I remember one long night on the Big Island, up at the military training area in the saddle between the two volcanoes. I was driving a jeep from one point to another, as part of a larger unit movement, and the gear shift snapped off in my hand. The platoon sergeant told us we would have to sit there all night, waiting for someone to come to fix it or tow it away, though nobody knew who would come, or when. So another guy and I removed the hump plate that covered the transmission to expose the shift lever linkage box, removed the ball on the end of the stick shift so we had a narrower piece of metal, and I drove while the other guy jammed the narrow end into the box and shifted the gears. Shifting was not easy, in the dark over rough terrain, but we managed to stay with the column all night and reach the bivouac area with our unit. As Top used to say, the things you do in training you damned sure do in combat.
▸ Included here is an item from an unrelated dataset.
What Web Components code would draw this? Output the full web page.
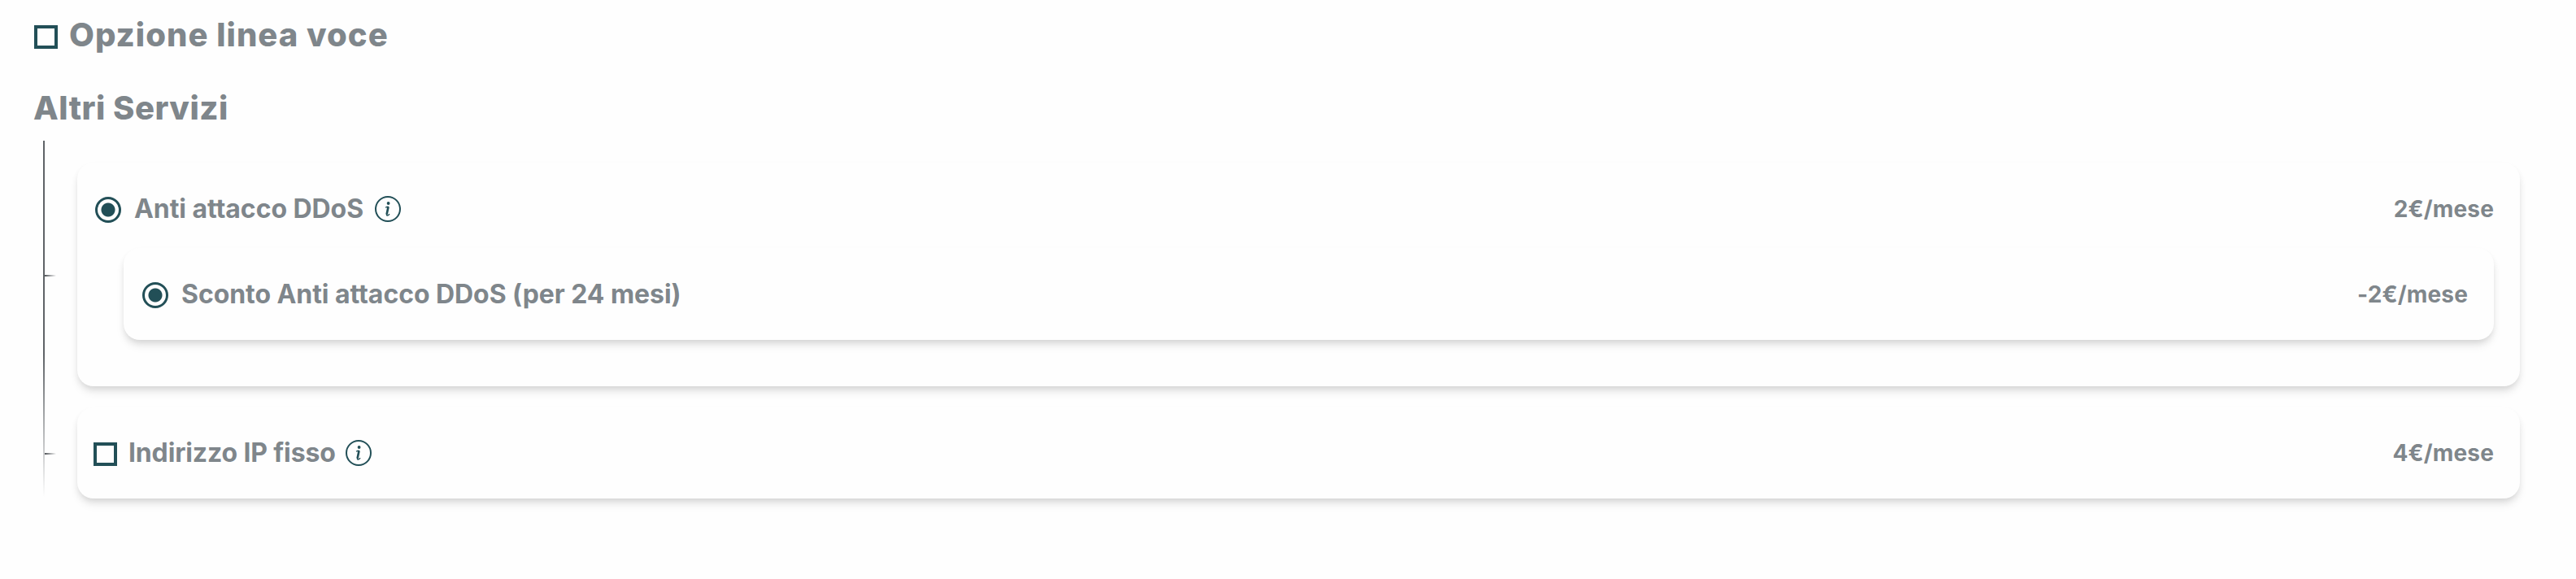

Well, deserve or not, it certainly makes it more likely.

Even after 40 odd years, the words to Black Sabbath’s “War Pigs” keep resonating. Unfortunately.

Oh Lord yeah!

Faith No More’s cover is actually IMO a better rendition of the song, heretical as that may be.

On submarines we had enormous stores of parts and the ability to manufacture most things in a pinch. Because no one is coming to fix stuff if it breaks underwater. We learned this when the captain was outraged that the ice cream machine was broken and we had to manufacture a replacement part from bar stock.

Oh, the ice cream machine on submarines is sacred. Especially on the old diesel-electric boats.